STATED TASK » Copy whichever lines contain the string "this".

== == ==

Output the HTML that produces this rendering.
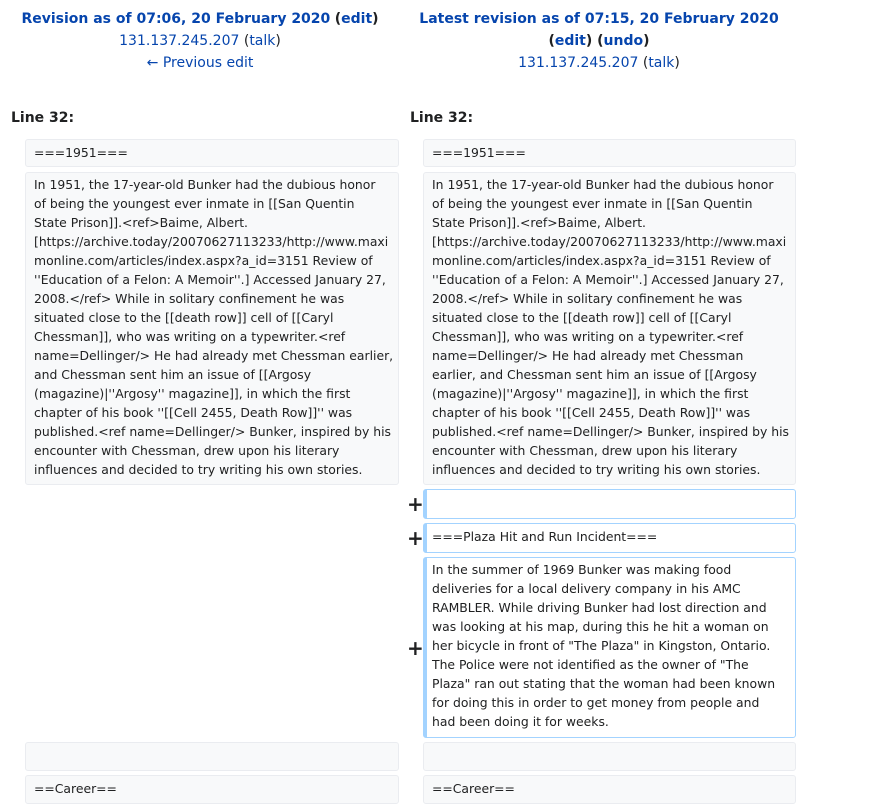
<!DOCTYPE html>
<html><head><meta charset="utf-8"><style>
body{margin:0;background:#fff;font-family:"DejaVu Sans","Liberation Sans",sans-serif;color:#202122;width:874px;height:808px;position:relative;overflow:hidden}
a{color:#0645ad;text-decoration:none}
.h{position:absolute;text-align:center;font-size:14px;line-height:22px}
.h b{font-weight:bold}
.ln{position:absolute;font-weight:bold;font-size:14px}
.bx{position:absolute;box-sizing:border-box;background:#f8f9fa;border:1px solid #eaecf0;border-radius:3px;font-size:12.4px;line-height:19px;padding:1px 0 0 8px;white-space:nowrap;color:#202122}
.ad{background:#fff;border:1px solid #a3d3ff;border-left:4px solid #a3d3ff;padding-left:5px}
.pl{position:absolute;font-size:20px;font-weight:bold;left:407px;line-height:20px}
</style></head><body>
<div class="h" style="left:0;width:400px;top:8px"><a href="#"><b>Revision as of 07:06, 20 February 2020</b></a> <b>(<a href="#">edit</a>)</b><br><a href="#">131.137.245.207</a> (<a href="#">talk</a>)<br><a href="#">← Previous edit</a></div>
<div class="h" style="left:398px;width:402px;top:8px"><a href="#"><b>Latest revision as of 07:15, 20 February 2020</b></a><br><b>(<a href="#">edit</a>) (<a href="#">undo</a>)</b><br><a href="#">131.137.245.207</a> (<a href="#">talk</a>)</div>
<div class="ln" style="left:11px;top:110px">Line 32:</div>
<div class="ln" style="left:410px;top:110px">Line 32:</div>

<div class="bx" style="left:25px;top:139px;width:374px;height:28px;padding-top:3px">===1951===</div>
<div class="bx" style="left:423px;top:139px;width:373px;height:28px;padding-top:3px">===1951===</div>

<div class="bx" style="left:25px;top:172px;width:374px;height:313px;padding-top:2px">In 1951, the 17-year-old Bunker had the dubious honor<br>of being the youngest ever inmate in [[San Quentin<br>State Prison]].&lt;ref&gt;Baime, Albert.<br>[https://archive.today/20070627113233/http://www.maxi<br>monline.com/articles/index.aspx?a_id=3151 Review of<br>''Education of a Felon: A Memoir''.] Accessed January 27,<br>2008.&lt;/ref&gt; While in solitary confinement he was<br>situated close to the [[death row]] cell of [[Caryl<br>Chessman]], who was writing on a typewriter.&lt;ref<br>name=Dellinger/&gt; He had already met Chessman earlier,<br>and Chessman sent him an issue of [[Argosy<br>(magazine)|''Argosy'' magazine]], in which the first<br>chapter of his book ''[[Cell 2455, Death Row]]'' was<br>published.&lt;ref name=Dellinger/&gt; Bunker, inspired by his<br>encounter with Chessman, drew upon his literary<br>influences and decided to try writing his own stories.</div>
<div class="bx" style="left:423px;top:172px;width:373px;height:313px;padding-top:2px">In 1951, the 17-year-old Bunker had the dubious honor<br>of being the youngest ever inmate in [[San Quentin<br>State Prison]].&lt;ref&gt;Baime, Albert.<br>[https://archive.today/20070627113233/http://www.maxi<br>monline.com/articles/index.aspx?a_id=3151 Review of<br>''Education of a Felon: A Memoir''.] Accessed January 27,<br>2008.&lt;/ref&gt; While in solitary confinement he was<br>situated close to the [[death row]] cell of [[Caryl<br>Chessman]], who was writing on a typewriter.&lt;ref<br>name=Dellinger/&gt; He had already met Chessman<br>earlier, and Chessman sent him an issue of [[Argosy<br>(magazine)|''Argosy'' magazine]], in which the first<br>chapter of his book ''[[Cell 2455, Death Row]]'' was<br>published.&lt;ref name=Dellinger/&gt; Bunker, inspired by his<br>encounter with Chessman, drew upon his literary<br>influences and decided to try writing his own stories.</div>

<div class="pl" style="top:494px">+</div>
<div class="bx ad" style="left:423px;top:489px;width:373px;height:30px"></div>
<div class="pl" style="top:528px">+</div>
<div class="bx ad" style="left:423px;top:523px;width:373px;height:30px;padding-top:3px">===Plaza Hit and Run Incident===</div>
<div class="pl" style="top:638px">+</div>
<div class="bx ad" style="left:423px;top:557px;width:373px;height:181px;padding-top:2px">In the summer of 1969 Bunker was making food<br>deliveries for a local delivery company in his AMC<br>RAMBLER. While driving Bunker had lost direction and<br>was looking at his map, during this he hit a woman on<br>her bicycle in front of "The Plaza" in Kingston, Ontario.<br>The Police were not identified as the owner of "The<br>Plaza" ran out stating that the woman had been known<br>for doing this in order to get money from people and<br>had been doing it for weeks.</div>

<div class="bx" style="left:25px;top:742px;width:374px;height:29px"></div>
<div class="bx" style="left:423px;top:742px;width:373px;height:29px"></div>
<div class="bx" style="left:25px;top:775px;width:374px;height:29px;padding-top:3px">==Career==</div>
<div class="bx" style="left:423px;top:775px;width:373px;height:29px;padding-top:3px">==Career==</div>
</body></html>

== == ==

SOLVED PROBLEM »
Output the HTML that produces this rendering.
<div class="bx ad" style="left:423px;top:557px;width:373px;height:181px;padding-top:2px">In the summer of 1969 Bunker was making food<br>deliveries for a local delivery company in his AMC<br>RAMBLER. While driving Bunker had lost direction and<br>was looking at his map, during this he hit a woman on<br>her bicycle in front of "The Plaza" in Kingston, Ontario.<br>The Police were not identified as the owner of "The<br>Plaza" ran out stating that the woman had been known<br>for doing this in order to get money from people and<br>had been doing it for weeks.</div>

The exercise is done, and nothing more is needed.